The ratiometric luminescent signal can be recorded in a one-step assay in real-time with any commercially available Luminometer or even with a standard digital camera, highlighting the potential for point-of-care testing.
In the case of antibody detection, the dynamic range of the assay and its scope can be further increased with an evolved set of RAPPID variants that use genetic fusions of the split luciferase components to the antibody’s antigen. The broad scope and excellent analytical performance of RAPPID have been demonstrated by developing assays for a range of clinically relevant biomarkers, including cardiac troponin I, C-reactive protein (CRP), three anti-drug-antibodies (ADAs), and two therapeutic antibodies, displaying robust increases in emission ratio of up to 36-fold.
RAPPID works directly from 1- μL patient plasma samples
Lumabs Technology
Another patented technology is the Lumabs (Luminescent Antibody Sensor) approach that uses our proprietary methodology based on a specific reagent for each antibody monitored. Our method negates the need for complex assay protocols, wash steps and can be achieved in a much-reduced timeframe, ensuring data is available in a significantly more convenient and efficient timeframe providing benefits for patients, clinicians, and laboratory analysts alike.
Lumabs Technology reagents consist of a light-emitting enzyme covalently attached, via a semi-flexible linker, to a fluorescent acceptor. Typically we use a blue-light luciferase and a green fluorescent protein. In the absence of the specific antibody in question, the light-emitting and the fluorescent elements are kept in close proximity by means of a pair of weakly interacting binding partners. In the presence of the antibody in question, tailored elements within the Lumabs Technology sensor bind respective Fab regions of the antibody so disrupting the close alignment of the light-emitting and fluorescent components. This conformational change is designed to result in a loss of fluorescent emission and an increase in the shorter wavelength light from the un-paired light-emitting enzyme.
Ratiometric analysis of the emitted light (e.g. blue versus green) enables use in Bioanalysis and TDM in complex samples, such as plasma, and is self-correcting for substrate fluctuations. Lumabs Technology proprietary technology thus provides unprecedented accuracy and ease of use in Bioanalysis, TDM and related applications.

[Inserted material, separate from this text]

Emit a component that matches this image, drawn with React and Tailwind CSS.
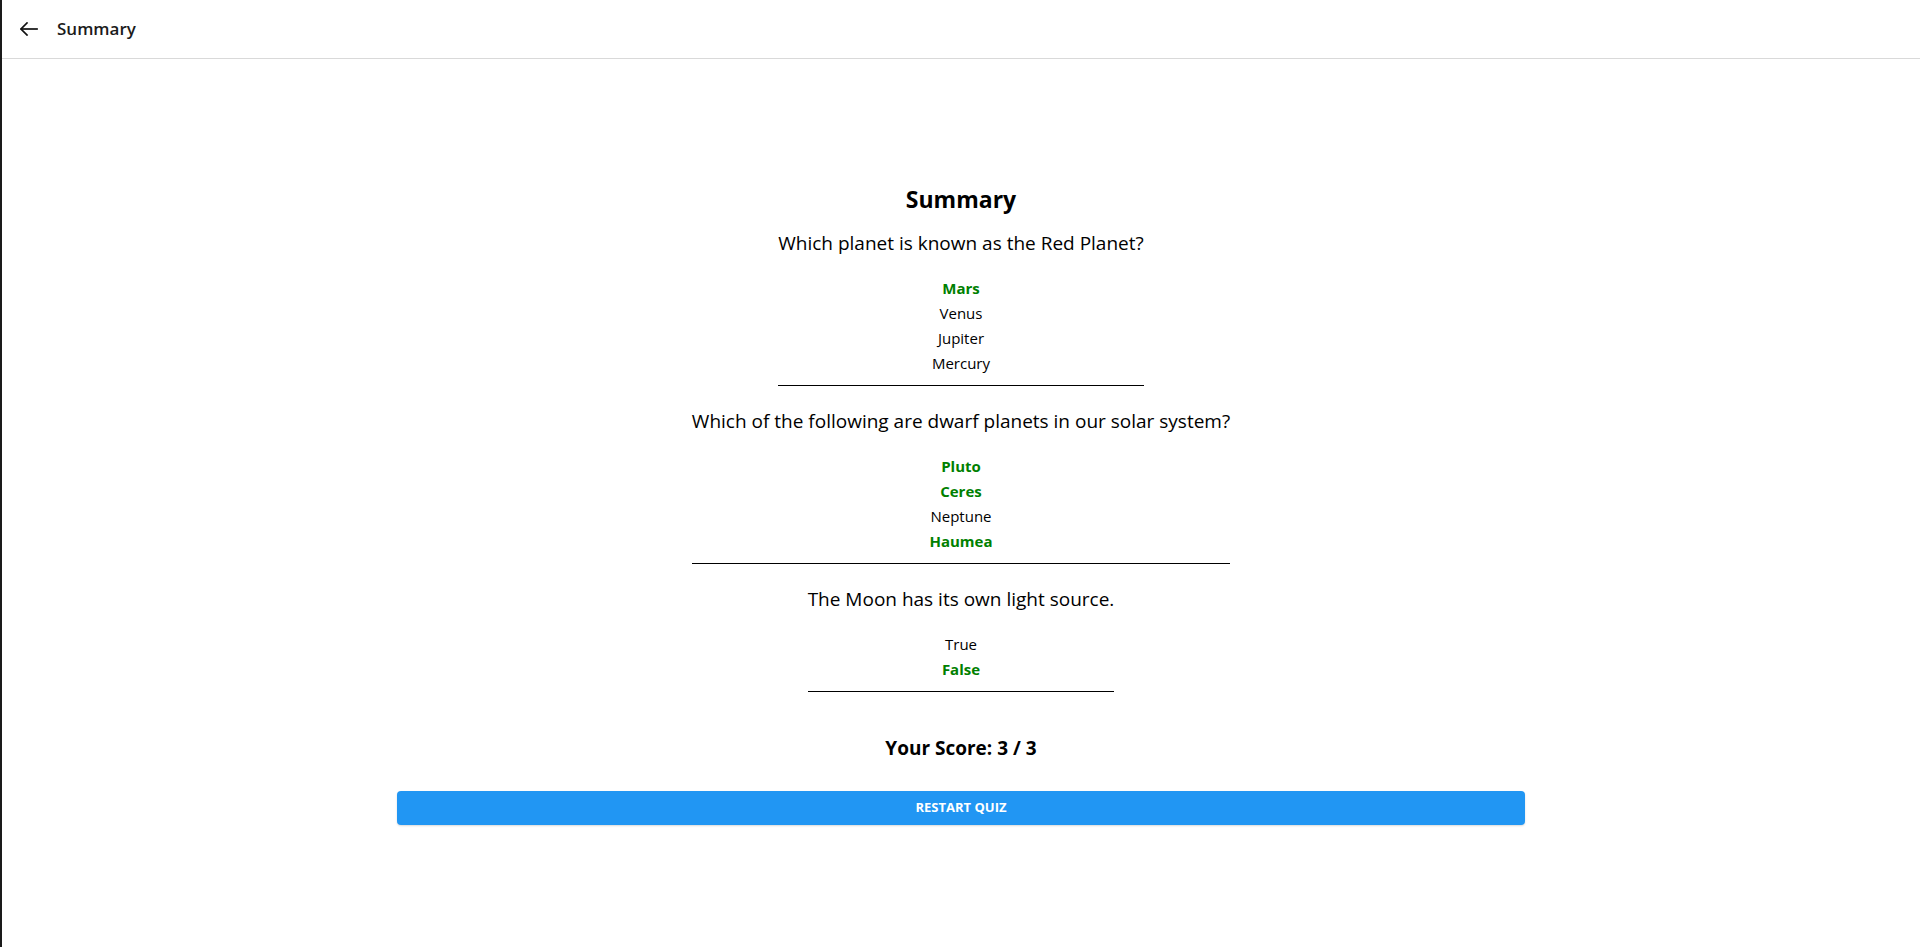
import React from "react";

const questions = [
  {
    q: "Which planet is known as the Red Planet?",
    options: [
      { t: "Mars", ok: true },
      { t: "Venus" },
      { t: "Jupiter" },
      { t: "Mercury" },
    ],
  },
  {
    q: "Which of the following are dwarf planets in our solar system?",
    options: [
      { t: "Pluto", ok: true },
      { t: "Ceres", ok: true },
      { t: "Neptune" },
      { t: "Haumea", ok: true },
    ],
  },
  {
    q: "The Moon has its own light source.",
    options: [{ t: "True" }, { t: "False", ok: true }],
  },
];

export default function App() {
  return (
    <div
      className="min-h-[947px] bg-white border-l-2 border-[#1a1a1a] text-black"
      style={{ fontFamily: '"Open Sans", "Noto Sans", sans-serif' }}
    >
      <header className="h-[59px] flex items-center border-b border-[#d9d9d9]">
        <button className="w-[50px] h-[50px] ml-[2px] flex items-center justify-center">
          <svg width="18" height="14" viewBox="0 0 18 14" fill="none" stroke="#111" strokeWidth="1.7" strokeLinecap="square">
            <path d="M7 1L1 7l6 6" />
            <path d="M1.5 7H17" />
          </svg>
        </button>
        <h1 className="ml-[3px] text-[17px] font-semibold text-[#1b1b1b]">Summary</h1>
      </header>

      <main className="flex flex-col items-center pt-[124px]">
        <h2 className="text-[23px] leading-[32px] font-bold">Summary</h2>
        <div className="flex flex-col items-center mt-[14px]">
          {questions.map((item, i) => (
            <div
              key={i}
              className={`inline-flex flex-col items-center border-b border-black pb-[9px] ${i > 0 ? "mt-[21px]" : ""}`}
            >
              <p className="text-[19px] leading-[28px]">{item.q}</p>
              <ul className="mt-[19px] flex flex-col items-center">
                {item.options.map((o) => (
                  <li
                    key={o.t}
                    className={`text-[15px] leading-[25px] ${o.ok ? "font-bold text-[#008000]" : "text-black"}`}
                  >
                    {o.t}
                  </li>
                ))}
              </ul>
            </div>
          ))}
        </div>
        <p className="mt-[42px] text-[19px] leading-[28px] font-bold">Your Score: 3 / 3</p>
        <button className="mt-[29px] w-[1128px] h-[34px] rounded-[4px] bg-[#2196F3] text-white text-[13px] font-bold uppercase shadow-[0_1px_2px_rgba(0,0,0,0.15)]">
          Restart Quiz
        </button>
      </main>
    </div>
  );
}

The nature of the Lumabs Technology reagent enables simple to mix and measure assays to be performed rapidly and without the need for sequential wash and addition processes (as compared to ELISA based methods). Indeed, Lumabs Technology are suited to complete automation use in a point of care or even home testing setting with the potential to enable self-administration of the exact required amount of therapeutic, at the optimal time and so optimize therapeutic coverage.
We have also developed a variety of different configurations of our technology for a range of applications. We continue to further advance the technology in order to provide enhanced solutions for a range of needs.